→ Source material
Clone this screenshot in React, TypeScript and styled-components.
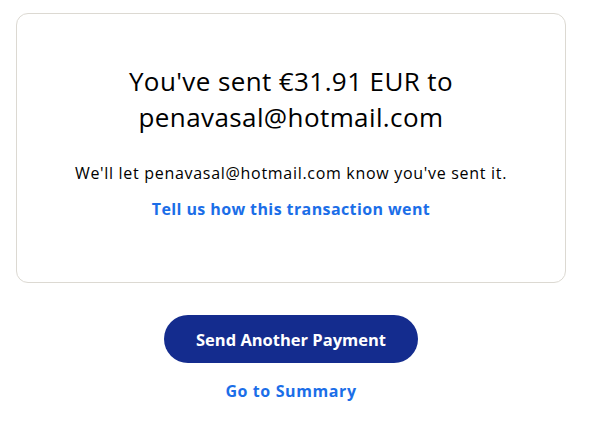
import React from "react";
import styled, { createGlobalStyle } from "styled-components";

const Global = createGlobalStyle`
  html, body { margin: 0; padding: 0; background: #ffffff; }
  body { font-family: "Open Sans", "Noto Sans", sans-serif; color: #001435; }
`;

const Page = styled.main`
  width: 550px;
  margin-left: 16px;
  padding-top: 13px;
  display: flex;
  flex-direction: column;
  align-items: center;
`;

const Card = styled.section`
  box-sizing: border-box;
  width: 550px;
  height: 270px;
  border: 1px solid #dcd9d2;
  border-radius: 12px;
  padding: 49px 40px 0;
  display: flex;
  flex-direction: column;
  align-items: center;
  text-align: center;
`;

const Heading = styled.h1`
  margin: 0;
  font-size: 26px;
  line-height: 36px;
  font-weight: 400;
  letter-spacing: 0.4px;
  color: #000000;
  max-width: 380px;
`;

const Message = styled.p`
  margin: 26px 0 0;
  font-size: 16px;
  line-height: 24px;
  letter-spacing: 0.7px;
  color: #000000;
`;

const Link = styled.a<{ $top: number; $spacing: number }>`
  display: block;
  margin-top: ${(p) => p.$top}px;
  font-size: 16px;
  line-height: 24px;
  font-weight: 700;
  letter-spacing: ${(p) => p.$spacing}px;
  color: #1b6ee8;
  text-decoration: none;
  cursor: pointer;
`;

const PrimaryButton = styled.button`
  margin-top: 32px;
  width: 254px;
  height: 48px;
  border: none;
  border-radius: 24px;
  background: #142c8e;
  color: #ffffff;
  font-family: inherit;
  font-size: 16.5px;
  font-weight: 700;
  cursor: pointer;
`;

export default function App() {
  return (
    <>
      <Global />
      <Page>
        <Card>
          <Heading>You've sent €31.91 EUR to penavasal@hotmail.com</Heading>
          <Message>We'll let penavasal@hotmail.com know you've sent it.</Message>
          <Link $top={12} $spacing={0.4}>Tell us how this transaction went</Link>
        </Card>
        <PrimaryButton>Send Another Payment</PrimaryButton>
        <Link $top={16} $spacing={0.6}>Go to Summary</Link>
      </Page>
    </>
  );
}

→ Aim
Produce an exact copy of each line of data, skipping embedded images.

→ Solution for this problem
Clone this screenshot in React, TypeScript and styled-components.
import React from "react";
import styled, { createGlobalStyle } from "styled-components";

const Global = createGlobalStyle`
  html, body { margin: 0; padding: 0; background: #ffffff; }
  body { font-family: "Open Sans", "Noto Sans", sans-serif; color: #001435; }
`;

const Page = styled.main`
  width: 550px;
  margin-left: 16px;
  padding-top: 13px;
  display: flex;
  flex-direction: column;
  align-items: center;
`;

const Card = styled.section`
  box-sizing: border-box;
  width: 550px;
  height: 270px;
  border: 1px solid #dcd9d2;
  border-radius: 12px;
  padding: 49px 40px 0;
  display: flex;
  flex-direction: column;
  align-items: center;
  text-align: center;
`;

const Heading = styled.h1`
  margin: 0;
  font-size: 26px;
  line-height: 36px;
  font-weight: 400;
  letter-spacing: 0.4px;
  color: #000000;
  max-width: 380px;
`;

const Message = styled.p`
  margin: 26px 0 0;
  font-size: 16px;
  line-height: 24px;
  letter-spacing: 0.7px;
  color: #000000;
`;

const Link = styled.a<{ $top: number; $spacing: number }>`
  display: block;
  margin-top: ${(p) => p.$top}px;
  font-size: 16px;
  line-height: 24px;
  font-weight: 700;
  letter-spacing: ${(p) => p.$spacing}px;
  color: #1b6ee8;
  text-decoration: none;
  cursor: pointer;
`;

const PrimaryButton = styled.button`
  margin-top: 32px;
  width: 254px;
  height: 48px;
  border: none;
  border-radius: 24px;
  background: #142c8e;
  color: #ffffff;
  font-family: inherit;
  font-size: 16.5px;
  font-weight: 700;
  cursor: pointer;
`;

export default function App() {
  return (
    <>
      <Global />
      <Page>
        <Card>
          <Heading>You've sent €31.91 EUR to penavasal@hotmail.com</Heading>
          <Message>We'll let penavasal@hotmail.com know you've sent it.</Message>
          <Link $top={12} $spacing={0.4}>Tell us how this transaction went</Link>
        </Card>
        <PrimaryButton>Send Another Payment</PrimaryButton>
        <Link $top={16} $spacing={0.6}>Go to Summary</Link>
      </Page>
    </>
  );
}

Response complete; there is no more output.